STATED PROBLEM: In your copy, include every line of the listing below exactly but none of the pictures.

DATA SECTION:

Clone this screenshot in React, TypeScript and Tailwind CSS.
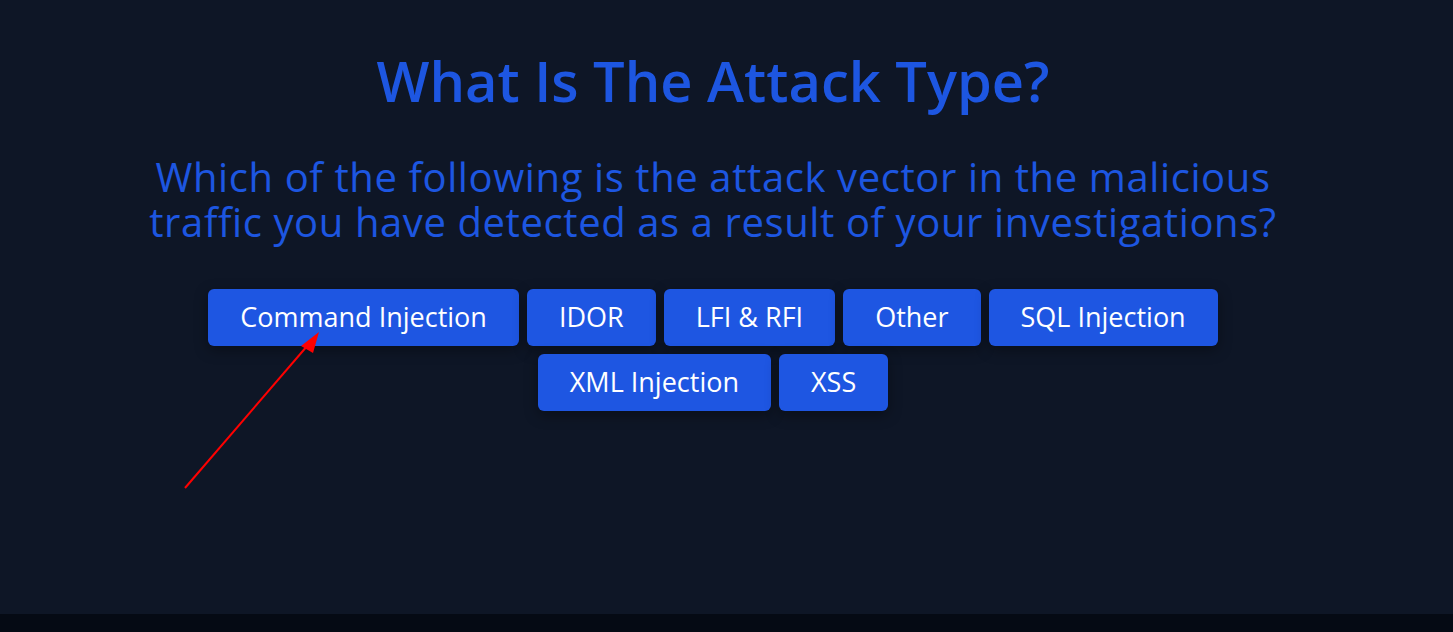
import React from 'react'

const options = [
  'Command Injection',
  'IDOR',
  'LFI & RFI',
  'Other',
  'SQL Injection',
  'XML Injection',
  'XSS',
]

export default function App() {
  return (
    <div
      className="relative w-[1453px] h-[632px] flex flex-col bg-[#0e1626] overflow-hidden"
      style={{ fontFamily: '"Open Sans", "Noto Sans", sans-serif' }}
    >
      <main className="flex-1 flex flex-col items-center pt-[48px] pr-[27px]">
        <h1 className="text-[56px] leading-[64px] font-semibold text-[#1d56e1]">
          What Is The Attack Type?
        </h1>

        <p className="mt-[42px] max-w-[1150px] text-center text-[40px] leading-[45px] tracking-[0.6px] text-[#1d56e1]">
          Which of the following is the attack vector in the malicious traffic you have detected as a
          result of your investigations?
        </p>

        <div className="mt-[45px] max-w-[1040px] flex flex-wrap justify-center gap-2">
          {options.map((o) => (
            <button
              key={o}
              className="h-[57px] px-8 rounded-md bg-[#1e56e2] text-white text-[27px] shadow-[0_4px_14px_rgba(0,0,0,0.35)]"
            >
              {o}
            </button>
          ))}
        </div>
      </main>

      <footer className="h-[18px] bg-[#050a14]" />

      {/* annotation arrow */}
      <svg className="absolute left-0 top-0 pointer-events-none" width="1453" height="632">
        <line x1="185" y1="488" x2="308" y2="345" stroke="#f00" strokeWidth="2" />
        <polygon points="319,332 301,346 313,353" fill="#f00" />
      </svg>
    </div>
  )
}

RESPONSE BELOW:
Clone this screenshot in React, TypeScript and Tailwind CSS.
import React from 'react'

const options = [
  'Command Injection',
  'IDOR',
  'LFI & RFI',
  'Other',
  'SQL Injection',
  'XML Injection',
  'XSS',
]

export default function App() {
  return (
    <div
      className="relative w-[1453px] h-[632px] flex flex-col bg-[#0e1626] overflow-hidden"
      style={{ fontFamily: '"Open Sans", "Noto Sans", sans-serif' }}
    >
      <main className="flex-1 flex flex-col items-center pt-[48px] pr-[27px]">
        <h1 className="text-[56px] leading-[64px] font-semibold text-[#1d56e1]">
          What Is The Attack Type?
        </h1>

        <p className="mt-[42px] max-w-[1150px] text-center text-[40px] leading-[45px] tracking-[0.6px] text-[#1d56e1]">
          Which of the following is the attack vector in the malicious traffic you have detected as a
          result of your investigations?
        </p>

        <div className="mt-[45px] max-w-[1040px] flex flex-wrap justify-center gap-2">
          {options.map((o) => (
            <button
              key={o}
              className="h-[57px] px-8 rounded-md bg-[#1e56e2] text-white text-[27px] shadow-[0_4px_14px_rgba(0,0,0,0.35)]"
            >
              {o}
            </button>
          ))}
        </div>
      </main>

      <footer className="h-[18px] bg-[#050a14]" />

      {/* annotation arrow */}
      <svg className="absolute left-0 top-0 pointer-events-none" width="1453" height="632">
        <line x1="185" y1="488" x2="308" y2="345" stroke="#f00" strokeWidth="2" />
        <polygon points="319,332 301,346 313,353" fill="#f00" />
      </svg>
    </div>
  )
}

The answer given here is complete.